The simple form of the luminaires and cooler color temperature of the light add to the clean and minimal vibe of the office, while also emphasizing the bright pops of color found in the furniture, rugs and walls. “We generally stuck with 3500K, with the amount of daylight we had in the space, we felt that it blended better,” says Reinhart.

Luminaires sporting a darker metallic design (Viso Fort Knox) were used to bring personality to the kitchenette, as well as a few smaller huddle spaces, where the fixtures’ edgier exterior complements the feel created by the lower light levels. “They wanted to have a few spaces that were more conducive to a quieter more concentrated huddle. The idea was that you could have a variety of different moods and settings for huddling to suit your needs,” says Reinhart.
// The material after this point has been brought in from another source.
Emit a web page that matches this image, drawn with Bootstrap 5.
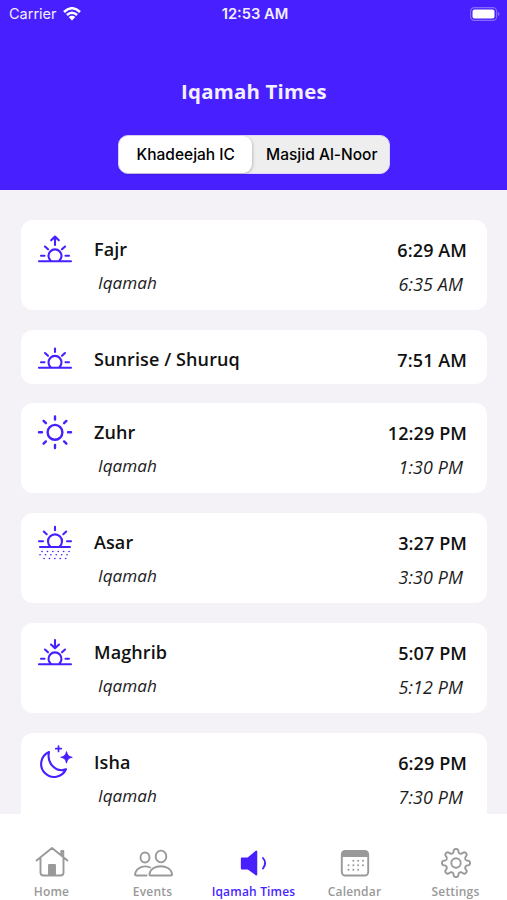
<!DOCTYPE html>
<html lang="en">
<head>
<meta charset="utf-8">
<meta name="viewport" content="width=device-width, initial-scale=1">
<title>Iqamah Times</title>
<link href="https://cdn.jsdelivr.net/npm/bootstrap@5.3.0/dist/css/bootstrap.min.css" rel="stylesheet">
<style>
:root{--brand:#481fff}
body{font-family:"Open Sans",sans-serif;background:#f4f2f6;height:900px;overflow:hidden;color:#111}
svg{display:block;flex:none}
.app-head{background:var(--brand);height:190px;color:#f3efff}
.status{font-family:Inter,sans-serif;height:28px;font-size:14.5px;line-height:28px;padding:0 7px 0 9px}
.status>div{flex:1 1 0}
.status .wifi{margin-left:6px}
.clock{font-weight:600;font-size:14.7px;padding-left:1px}
.page-title{font-size:20.4px;font-weight:700;line-height:28px;margin:49px 0 0;letter-spacing:.22px;padding-left:1px}
.segments{width:272px;height:39px;margin:30px auto 0;background:#eee;border-radius:10px;border:1px solid #dcd6fb;font-family:Inter,sans-serif;font-size:15.5px;color:#111;position:relative;left:.5px}
.segments button{border:0;background:none;padding:0;height:37px;width:138px;line-height:37px;font-weight:450;padding-left:3px}
.segments .chosen{background:#fff;border-radius:9px;width:133px;padding-left:1px;font-weight:500;box-shadow:1px 1px 3px rgba(0,0,0,.2)}
.times{padding:30px 20px 0 21px;gap:20px;height:624px;overflow:hidden}
.prayer{border:0;border-radius:12px;height:90px;flex:none;padding:12px 20px 0 16px}
.prayer.single{height:54px;margin-bottom:-1px}
.prayer svg{width:36px;height:36px;stroke:var(--brand);stroke-width:2.1;fill:none;stroke-linecap:round;stroke-linejoin:round}
.label-col{margin-left:21px}
.name{font-size:18px;font-weight:600;line-height:34px;color:#111}
.iq{font-size:17.9px;font-style:italic;line-height:34px;color:#1c1c1c;letter-spacing:.1px}
.label-col .name{letter-spacing:.1px}
.label-col .iq{padding-left:4px;font-size:17.2px;letter-spacing:0}
.time-col .iq{padding-right:4px}
.time-col{padding-top:.6px;letter-spacing:.1px}
.tabs{height:86px;background:#fff;padding:0 1px}
.tabs a{flex:1 1 0;color:#999;text-decoration:none;font-size:12px;font-weight:600;letter-spacing:.18px;padding-top:31px;white-space:nowrap}
.tabs svg{width:40px;height:36px;stroke:currentColor;fill:none;stroke-width:1.9;stroke-linejoin:round;stroke-linecap:round}
.tabs span{line-height:17px;margin-top:1.6px}
.tabs a.current{color:var(--brand)}
</style>
</head>
<body class="d-flex flex-column">
<svg width="0" height="0" class="position-absolute">
<defs>
<g id="rise"><path d="M2 29.300H34M14 29A6.500 6.500 0 1 1 22 29M4 23.700H7.500M28.500 23.700H32M8 14.500L11 17.300M28 14.500L25 17.300"/></g>
</defs>
</svg>
<header class="app-head flex-shrink-0">
<div class="status d-flex align-items-center">
<div class="d-flex align-items-center"><span>Carrier</span>
<svg class="wifi" width="18" height="14" viewBox="0 0 18 14" fill="none" stroke="#fff" stroke-width="2.500"><path d="M1 5Q9-2.500 17 5M3.900 8Q9 3.400 14.100 8"/><path d="M5.700 10Q9 7.300 12.300 10L9 13.500Z" fill="#fff" stroke="none"/></svg></div>
<div class="clock text-center">12:53 AM</div>
<div class="d-flex justify-content-end"><svg width="30" height="14" viewBox="0 0 30 14"><rect x=".6" y=".6" width="26" height="12.800" rx="3.800" fill="none" stroke="#8669ff" stroke-width="1.200"/><rect x="2.500" y="2.500" width="22" height="9" rx="2" fill="#fff"/><path d="M28 5Q31 7 28 9Z" fill="#8f74ff"/></svg></div>
</div>
<h1 class="page-title text-center">Iqamah Times</h1>
<div class="segments d-flex"><button class="chosen">Khadeejah IC</button><button>Masjid Al-Noor</button></div>
</header>
<main class="times d-flex flex-column flex-shrink-0">
<section class="card prayer flex-row">
<svg viewBox="0 0 36 36"><use href="#rise"/><path d="M18 13V5M14.200 8.300L18 4.500L21.800 8.300"/></svg>
<div class="label-col"><div class="name">Fajr</div><div class="iq">Iqamah</div></div>
<div class="time-col text-end ms-auto"><div class="name">6:29 AM</div><div class="iq">6:35 AM</div></div>
</section>
<section class="card prayer single flex-row">
<svg viewBox="0 0 36 36"><g transform="translate(0 -3.500)"><use href="#rise"/><path d="M18 10V13.500"/></g></svg>
<div class="label-col"><div class="name">Sunrise / Shuruq</div></div>
<div class="time-col text-end ms-auto"><div class="name">7:51 AM</div></div>
</section>
<section class="card prayer flex-row">
<svg viewBox="0 0 36 36"><g stroke-width="2.400"><circle cx="18" cy="17.300" r="7.400"/><path d="M18 1.500V4.500M18 30V33M2 17.300H5M31 17.300H34M6.600 5.900L8.900 8.200M27.100 26.400L29.400 28.700M29.400 5.900L27.100 8.200M8.900 26.400L6.600 28.700"/></g></svg>
<div class="label-col"><div class="name">Zuhr</div><div class="iq">Iqamah</div></div>
<div class="time-col text-end ms-auto"><div class="name">12:29 PM</div><div class="iq">1:30 PM</div></div>
</section>
<section class="card prayer flex-row">
<svg viewBox="0 0 36 36"><path d="M3 22H33M13.500 21.700A7 7 0 1 1 22.500 21.700M2 16.300H6M30 16.300H34M18 1.800V5.300M6.800 6.500L9.700 9.200M29.200 6.500L26.300 9.200"/><path d="M5 26.500H34M3 29.700H34M7 33.500H32" stroke-width="1.600" stroke-dasharray=".1 5.300"/></svg>
<div class="label-col"><div class="name">Asar</div><div class="iq">Iqamah</div></div>
<div class="time-col text-end ms-auto"><div class="name">3:27 PM</div><div class="iq">3:30 PM</div></div>
</section>
<section class="card prayer flex-row">
<svg viewBox="0 0 36 36"><use href="#rise"/><path d="M18 5V13M14 9.500L18 13.300L22 9.500"/></svg>
<div class="label-col"><div class="name">Maghrib</div><div class="iq">Iqamah</div></div>
<div class="time-col text-end ms-auto"><div class="name">5:07 PM</div><div class="iq">5:12 PM</div></div>
</section>
<section class="card prayer flex-row">
<svg viewBox="0 0 36 36"><path d="M12 7A13 13 0 1 0 29 24.300C19 28 9.500 18.500 12 7Z"/><path d="M29.500 6.800Q30.200 11.600 35 12.300Q30.200 13 29.500 17.800Q28.800 13 24 12.300Q28.800 11.600 29.500 6.800Z" fill="#481fff" stroke-width="1.100"/><path d="M21.500 1V6.400M18.800 3.700H24.200" stroke-width="1.700"/></svg>
<div class="label-col"><div class="name">Isha</div><div class="iq">Iqamah</div></div>
<div class="time-col text-end ms-auto"><div class="name">6:29 PM</div><div class="iq">7:30 PM</div></div>
</section>
</main>
<nav class="tabs d-flex flex-shrink-0">
<a href="#" class="d-flex flex-column align-items-center"><svg viewBox="0 0 40 36"><path d="M4.500 15.500L20 3L35.500 15.500M8.500 13V27.500Q8.500 30.500 11.500 30.500H28.500Q31.500 30.500 31.500 27.500V13M29.300 9.500V6H31.300V12"/><path d="M17 20H23V30H17Z" fill="currentColor"/></svg><span>Home</span></a>
<a href="#" class="d-flex flex-column align-items-center"><svg viewBox="0 0 40 36"><ellipse cx="12" cy="12.500" rx="4.500" ry="5"/><ellipse cx="28" cy="11.500" rx="5.300" ry="5.900"/><path d="M17.500 30.500H38Q39.300 30.500 38.900 28.500C37 18.800 18.500 18.800 16.600 28.500Q16.200 30.500 17.500 30.500ZM13.500 30.500H3Q1.700 30.500 2.200 28.500C3.800 22 11.500 20 17 22.500"/></svg><span>Events</span></a>
<a href="#" class="current d-flex flex-column align-items-center"><svg viewBox="0 0 40 36"><path d="M7.800 13.500H14L22.300 6.500V29.500L14 23.500H7.800Z" fill="currentColor"/><path d="M29 13Q33.300 18 29 23.500"/></svg><span>Iqamah Times</span></a>
<a href="#" class="d-flex flex-column align-items-center"><svg viewBox="0 0 40 36"><rect x="6.800" y="6" width="26.400" height="24.500" rx="3.500"/><path d="M8 7H32L33 11H7Z" fill="currentColor"/><path d="M18.300 15.700H28.500M13.500 20.200H28.500M13.500 24.800H23.800" stroke-dasharray=".1 4.700"/></svg><span>Calendar</span></a>
<a href="#" class="d-flex flex-column align-items-center"><svg viewBox="0 0 40 36"><path id="gear" d=""/><circle cx="20" cy="18" r="4.700"/></svg><span>Settings</span></a>
</nav>
<script>
// Outline of the eight-toothed settings gear, one point every two degrees.
(function(){
  var d='';
  for(var a=0;a<360;a+=2){
    var t=a*Math.PI/180, w=Math.tanh(1.8*Math.cos(8*t))/Math.tanh(1.8);
    var r=12.1+1.9*w;
    d+=(a?'L':'M')+(20+r*Math.sin(t)).toFixed(2)+' '+(18-r*Math.cos(t)).toFixed(2);
  }
  document.getElementById('gear').setAttribute('d',d+'Z');
})();
</script>
<script src="https://cdn.jsdelivr.net/npm/bootstrap@5.3.0/dist/js/bootstrap.bundle.min.js"></script>
</body>
</html>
A long central corridor runs through the building. “This space needed to be really engaging and lively, but also capable of performing many functions,” says Reinhart. Color-changing lights allow the corridor to work for both regular workday activities, as well as special events. It also needed to work as a filming location. “The fixtures directly in front of the recording space have a switch inside of the recording studio. They turn red whenever the studio is in use, acting as a kind of ‘on air’ light for the space. You can pretty much see those lights from anywhere in the building, so it’s kind of easy to tell when it’s being used for recording and nobody accidentally wanders in while they’re working in there.”

Meanwhile, three large custom concentric circular fixtures illuminate a multipurpose screening room. “This is another space where the theme of adaptability and getting as much out of the space as you possibly can is important,” says Reinhart. Serving as a lecture space, classroom and large group work area, the screening room had to be well-lit enough to support group classroom types of work. It also had to be able to dim down to levels appropriate for a screening event. “We wanted to break away from the traditional kind of screening room lighting where the lighting for the most part wants to disappear. This is another chance we saw where we could really exemplify the youthfulness of the company, so we decided to bring in some exciting geometric [luminaire] shapes to make that a unique experience.”

Youth shall be served—by the company, its headquarters and its lighting design.